6.) The revelry and merrymaking of the early days of Christmas have toned down considerably. In the early days, reveling would go on for days even weeks. Reasons for this toning down are probably because of the Protestant movement. When the Puritans came to power in England, in 1642, Christmas was eventually outlawed. Plum pudding and mince pie was also outlawed. When another regime came into power, Christmas began to come back, but not with strength it had once enjoyed. There were still dissenters of Christmas and would call the season, Fooltide instead of Yuletide.

7.) Erroneous religious practices are alive today. There are special masses that are observed by the Catholics on Christmas day. Other denominations hold special religious events.

8.) Idolatry and superstition, still prevails. There are some who worship Santa Claus though informally. Some believe he has miraculous powers; powers that only God possesses. They teach children to believe in him. There are some also who informally worship the Christmas tree by speaking or praying to it.

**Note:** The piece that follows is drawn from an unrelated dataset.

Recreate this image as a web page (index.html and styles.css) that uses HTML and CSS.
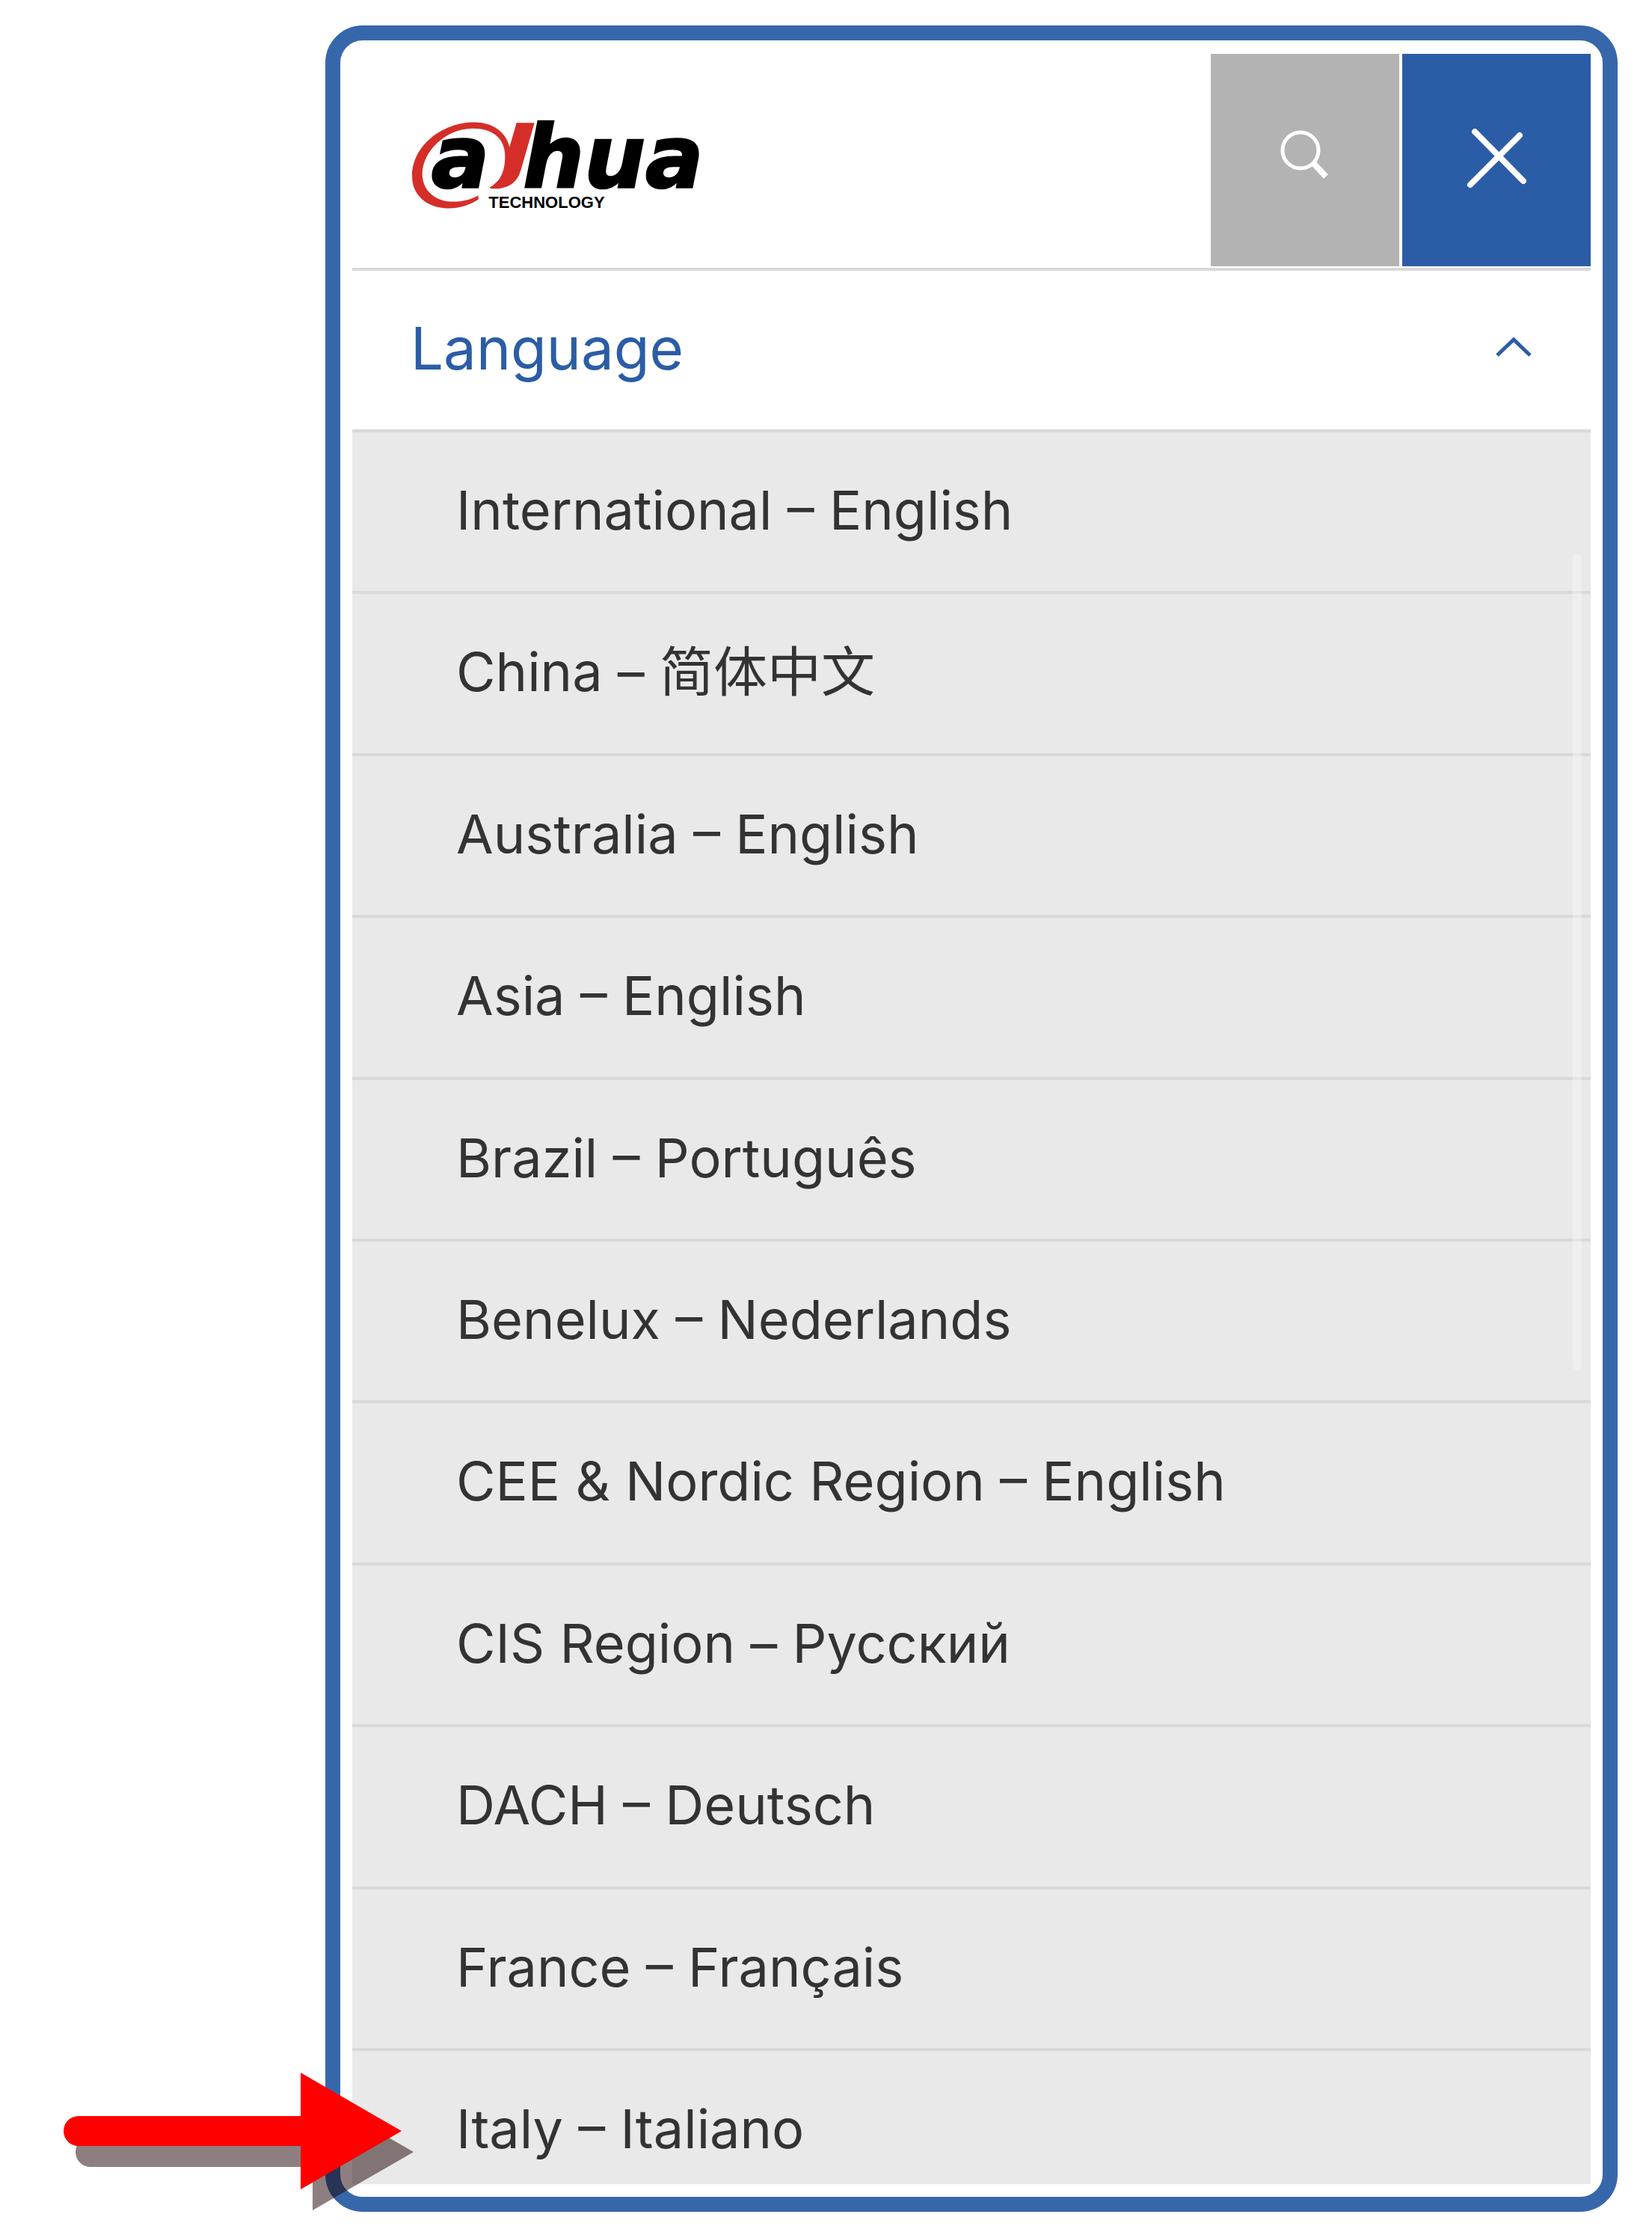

1. We are not to celebrate Christmas as a religious event. Other holidays that are wrong to engage in religiously, because of the silence of the Scriptures are: Easter, Good Friday, Ash Wednesday, Saint Patrick's Day, Saint Valentines Day, and Halloween that is followed by All Saints Day.

2. We are not to make Christmas day or the season such that we would be marked by GOD as idolatrous. Flee from idolatry, 1 Corinthians 10:14.

Bibliography: Albert Barnes Commentary; Adam Clarke Commentary; New Catholic Encyclopedia; The Encyclopedia Of Religion; The New Schaff-Herzog Religious Encyclopedia; Encyclopedia Americana; Encyclopedia Britannica; The American Book Of Days; The Zondervan Pictorial Encyclopedia; Hastings Dictionary of the Bible; The New Ungers Bible Dictionary.